Climbing multibranched perennial cactus with upright cylindrical stems and aerial roots. Produces large flowerbuds opening into night-blooming white flowers that grow to 8 in (20 cm) across, and red oval fruit.
Habitat & Cultivation
Native to Mexico and Central America, night-blooming cereus is now rarely found in the wild. It is cultivated both as an ornamental and a medicinal plant. The flowers and young stems are gathered in summer.
Flowers, young stems.
Night-blooming cereus contains alkaloids (including cactine), flavonoids (isorhamnetin), and a pigment.
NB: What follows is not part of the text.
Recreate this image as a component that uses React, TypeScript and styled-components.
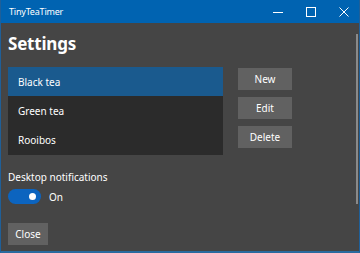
import React, { useState } from "react";
import styled, { createGlobalStyle } from "styled-components";

const GlobalStyle = createGlobalStyle`
  html, body {
    margin: 0;
    padding: 0;
    background: #454545;
  }
  * {
    box-sizing: border-box;
  }
`;

const teas = ["Black tea", "Green tea", "Rooibos"];

const Window = styled.div`
  position: relative;
  width: 360px;
  height: 253px;
  display: flex;
  flex-direction: column;
  background: #454545;
  border-left: 1px solid #1f5f98;
  border-right: 1px solid #1f5f98;
  border-bottom: 2px solid #2a6a9e;
  font-family: "Noto Sans", "Open Sans", sans-serif;
  color: #ffffff;
  overflow: hidden;
`;

const TitleBar = styled.div`
  height: 23px;
  flex-shrink: 0;
  display: flex;
  align-items: center;
  background: #0063b1;
  padding-left: 9px;
  margin: 0 -1px;
`;

const AppName = styled.span`
  font-size: 9px;
  letter-spacing: -0.2px;
  flex: 1;
`;

const Caption = styled.div`
  width: 33px;
  height: 23px;
  display: flex;
  align-items: center;
  justify-content: center;
`;

const Content = styled.div`
  flex: 1;
  display: flex;
  flex-direction: column;
  padding: 0 8px 0 7px;
`;

const Heading = styled.h1`
  margin: 9px 0 0;
  height: 35px;
  font-size: 17px;
  letter-spacing: -0.2px;
  font-weight: 700;
  line-height: 24px;
`;

const Body = styled.div`
  display: grid;
  grid-template-columns: 215px 54px;
  column-gap: 15px;
  align-items: start;
`;

const List = styled.div`
  background: #2b2b2b;
  height: 88px;
`;

const Row = styled.div<{ $selected: boolean }>`
  height: 29px;
  display: flex;
  align-items: center;
  padding-left: 10px;
  font-size: 10px;
  background: ${(p) => (p.$selected ? "#1a5a8e" : "transparent")};
`;

const Buttons = styled.div`
  display: flex;
  flex-direction: column;
  gap: 7px;
  padding-top: 1px;
`;

const Button = styled.button<{ $width?: number }>`
  width: ${(p) => p.$width ?? 54}px;
  height: 22px;
  border: none;
  padding: 0;
  background: #616161;
  color: #ffffff;
  font-family: inherit;
  font-size: 10px;
`;

const Label = styled.div`
  margin-top: 14px;
  font-size: 10px;
  line-height: 16px;
`;

const ToggleRow = styled.div`
  display: flex;
  align-items: center;
  gap: 8px;
  margin-top: 4px;
  font-size: 10px;
`;

const Toggle = styled.div<{ $on: boolean }>`
  position: relative;
  width: 33px;
  height: 15px;
  border-radius: 8px;
  background: ${(p) => (p.$on ? "#0c64bf" : "#888")};
`;

const Knob = styled.div<{ $on: boolean }>`
  position: absolute;
  top: 4px;
  left: ${(p) => (p.$on ? 21 : 4)}px;
  width: 7px;
  height: 7px;
  border-radius: 50%;
  background: #ffffff;
`;

const Footer = styled.div`
  margin-top: 17px;
`;

const Scrollbar = styled.div`
  position: absolute;
  right: 1px;
  top: 34px;
  width: 2px;
  height: 170px;
  background: #8a8a8a;
`;

const App = () => {
  const [selected, setSelected] = useState(0);
  const [notify, setNotify] = useState(true);

  return (
    <Window>
      <GlobalStyle />
      <TitleBar>
        <AppName>TinyTeaTimer</AppName>
        <Caption>
          <svg width="10" height="10" viewBox="0 0 10 10">
            <path d="M0 5.5h10" stroke="#fff" strokeWidth="1" />
          </svg>
        </Caption>
        <Caption>
          <svg width="10" height="10" viewBox="0 0 10 10">
            <rect x="0.5" y="0.5" width="9" height="9" fill="none" stroke="#fff" strokeWidth="1" />
          </svg>
        </Caption>
        <Caption>
          <svg width="10" height="10" viewBox="0 0 10 10">
            <path d="M0.5 0.5l9 9M9.5 0.5l-9 9" stroke="#fff" strokeWidth="1" />
          </svg>
        </Caption>
      </TitleBar>
      <Content>
        <Heading>Settings</Heading>
        <Body>
          <List>
            {teas.map((tea, i) => (
              <Row key={tea} $selected={i === selected} onClick={() => setSelected(i)}>
                {tea}
              </Row>
            ))}
          </List>
          <Buttons>
            <Button>New</Button>
            <Button>Edit</Button>
            <Button>Delete</Button>
          </Buttons>
        </Body>
        <Label>Desktop notifications</Label>
        <ToggleRow>
          <Toggle $on={notify} onClick={() => setNotify((n) => !n)}>
            <Knob $on={notify} />
          </Toggle>
          {notify ? "On" : "Off"}
        </ToggleRow>
        <Footer>
          <Button $width={40}>Close</Button>
        </Footer>
      </Content>
      <Scrollbar />
    </Window>
  );
};

export default App;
Cactine’s cardiotonic effect is considered similar to that of cardiac glycosides (see foxglove, Digitalis species).
Medicinal Actions & Uses
As it is in short supply, night-blooming cereus is little used at present, but it is a valuable remedy for the heart. It stimulates the action of the heart, increasing the strength of contractions while slowing heart rate.
It is prescribed as a treatment for various conditions, including angina and low blood pressure, and is often given as a tonic during recovery from a heart attack. In the Caribbean, the juice of the whole plant is used to expel worms, and the stems and flowers are used in the treatment of rheumatism.
Take only under professional supervision. Excessive doses may cause stomach upset and hallucinations.